In Part 3, "Primordial and Intersubjective Normality", Taipale addresses this "tension" or "paradox" more directly. Working through notions such as "normal" and "optimal" as well as the constitution of "nature", he concludes that neither primordial nor intersubjective normality is collapsible into the other. Rather, they maintain a dynamic yet essential tension, where my primordial (embodied) experience is the basis for all levels of intersubjectivity and, at the same time, intersubjectivity is essential to many aspects of my self-constitution and, further, to my very activity of perception. In fact, he argues, even what is experienced as "objective nature" is a normative notion based upon intersubjective perception and social presumptions. "Hence what we simply took as shared objectivity turns out to be objectivity-for-us, objectivity shared within a particular intersubjective community." (145)

Given this conclusion, Taipale's final analysis (after a brief, somewhat unnecessary, segue into our relations with animals), offers another sense of "objectivity", but under a different name: "earth-ground". This is the aspect of the world that relativizes my own lived-bodily orientation, determining that according to which I orient myself: "That is, in the constitution of space, the ground is given as an absolute point of reference: even our lived-body, the primordial zero-point of orientation, is oriented in relation to the ground." (158) Taipale introduces the notions of "vertical" as applicable to the ground, and "horizontal" to the lived-body, as a way to work through their relation. However, the notion of ground becomes somewhat confused in his explication. On the one hand, it is comparable to intersubjectivity: "The claim that horizontal orientation is ultimately established in reference to vertical orientation does not mean that the intersubjective norm (the ground) would overrule or replace the primordial norm (our lived-body)." (158-59) On the other hand, the ground appears to have a relation to the body distinct from intersubjectivity: "This is because the ground is given affectively: it reveals itself in the weight of our body." (158) In fact, the ground is given as "an absolute point of reference", as cited above -- but the lived-body itself, which Taipale assesses, is also both absolute and relative: "Hence, as both intersubjectivity and primordiality are present in the constitution of space, we must maintain that the lived-body is, paradoxically, both absolute and relative." (160).

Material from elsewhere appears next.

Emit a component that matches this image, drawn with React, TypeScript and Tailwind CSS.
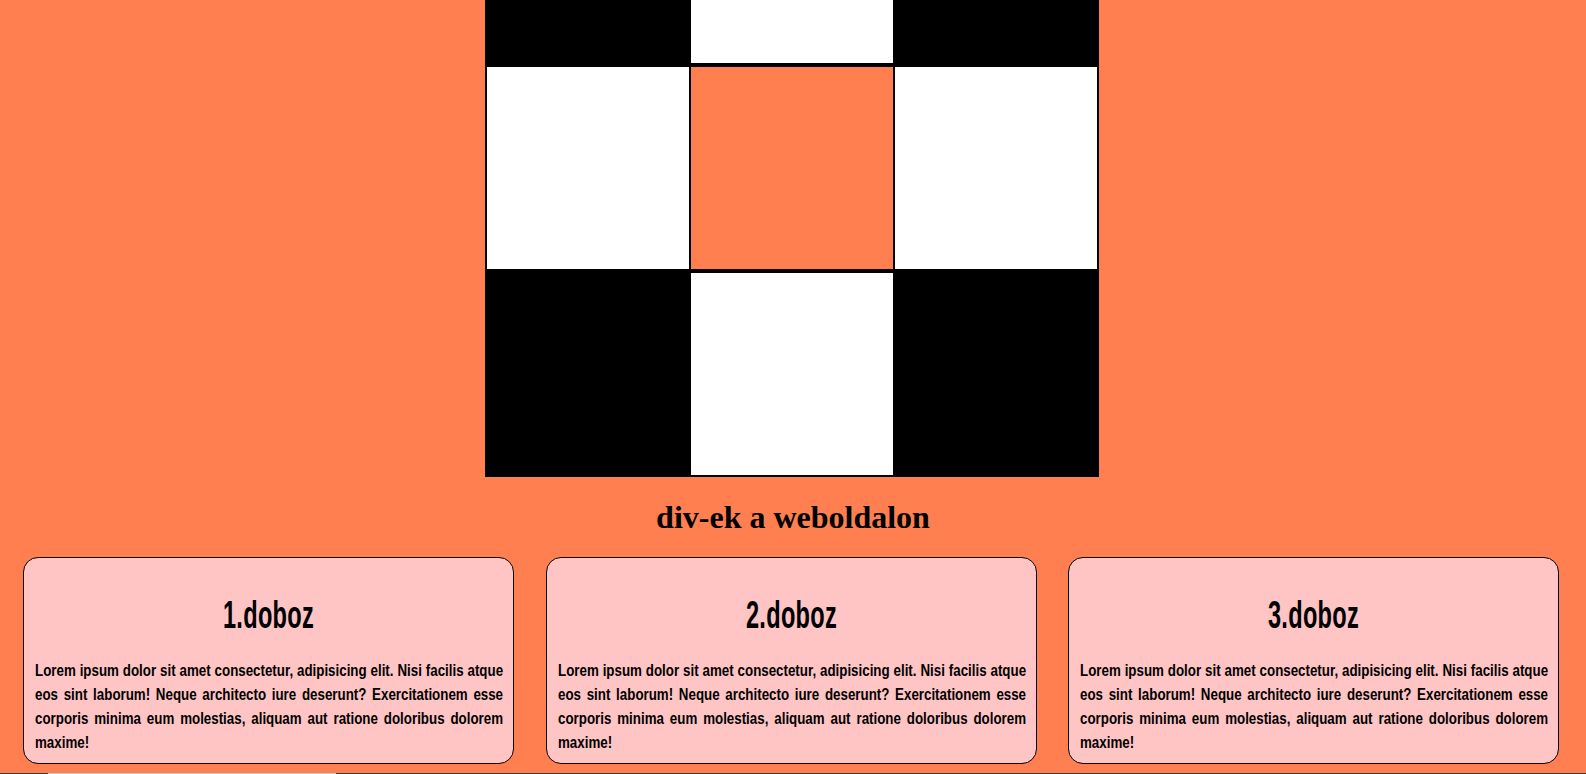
const cells = [
  "bg-black", "bg-white", "bg-black",
  "bg-white", "bg-[#ff7f50]", "bg-white",
  "bg-black", "bg-white", "bg-black",
];

const lines = [
  "Lorem ipsum dolor sit amet consectetur, adipisicing elit. Nisi facilis atque",
  "eos sint laborum! Neque architecto iure deserunt? Exercitationem esse",
  "corporis minima eum molestias, aliquam aut ratione doloribus dolorem",
];

// nincs Oswald, ezert a Liberation Sans-t nyomjuk ossze vizszintesen
const Doboz = ({ n }: { n: number }) => (
  <div className="w-[491px] h-[207px] shrink-0 border border-black rounded-[15px] bg-[#ffc4c4] pt-[37px] pl-[11px] pr-[10px]">
    <h2 className="text-center text-[38px] leading-[40px] font-bold text-black">
      <span className="inline-block scale-x-[0.62] tracking-[0.5px]">{n}.doboz</span>
    </h2>
    <div className="mt-[24px] text-[17px] leading-[24px] font-bold text-black">
      {lines.map((l) => (
        <p key={l} className="w-[597px] origin-left scale-x-[0.784] text-justify [text-align-last:justify]">
          {l}
        </p>
      ))}
      <p className="w-[597px] origin-left scale-x-[0.784]">maxime!</p>
    </div>
  </div>
);

export default function App() {
  return (
    <div className="h-[774px] flex flex-col bg-[#ff7f50] font-['Liberation_Sans',Arial,sans-serif]">
      <div className="flex-1 overflow-hidden">
        {/* 3x3 kocka, a teteje kilog felul */}
        <div className="flex justify-center pr-[2px]">
          <div className="mt-[-141px] w-[614px] bg-black p-[2px] grid grid-cols-3 gap-x-[2px] gap-y-[4px]">
            {cells.map((c, i) => (
              <div key={i} className={`h-[202px] ${c}`}></div>
            ))}
          </div>
        </div>

        <h1 className="mt-[22px] text-center text-[32px] leading-[36px] font-bold text-black font-['Liberation_Serif',serif]">
          div-ek a weboldalon
        </h1>

        <div className="mt-[22px] flex pl-[23px] gap-[31.5px]">
          <Doboz n={1} />
          <Doboz n={2} />
          <Doboz n={3} />
        </div>
      </div>

      {/* vizszintes gorgetosav alja */}
      <div className="h-px bg-[#3b3b3b] flex">
        <div className="ml-[48px] w-[288px] bg-[#c8c8c8]"></div>
      </div>
    </div>
  );
}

It thus becomes unclear whether Taipale's discussion of "ground" is meant to reveal the latter insight about the lived-body, i.e., its paradoxical being as both absolute and relative, or is intended to bring a third component into his consideration of the relation between subjectivity and intersubjectivity: "On the one hand, the ground is revealed within bodily experiences and is thus relative to the latter, whereas on the other hand, bodily experience is intersubjectively oriented in regard to the ground, and is thus relative to the former." (160) It seems clear that the notion of "ground" for Husserl is an extremely productive one, but at the same time, it would require another extensive analysis (i.e., another book) to work through the different ways in which Husserl employs the term and the ways that the experience of "ground" manifests itself. Since Taipale moves on to work through how both subjectivity and intersubjectivity are each absolute and relative -- a difficult and yet phenomenologically sound assessment of the different levels of experience -- his discussion of "ground" would probably have been better left unearthed, as it were.

Overall, though, Taipale's approach to the constitutive importance of the lived-body at each major phenomenological level, i.e., subjectivity, intersubjectivity, and historicity/generativity, is a rigorous analysis, both textually and phenomenologically. He offers multiple useful distinctions and insights, and his argument that the lived-body is phenomenologically essential to constitution on any level is well developed and substantiated.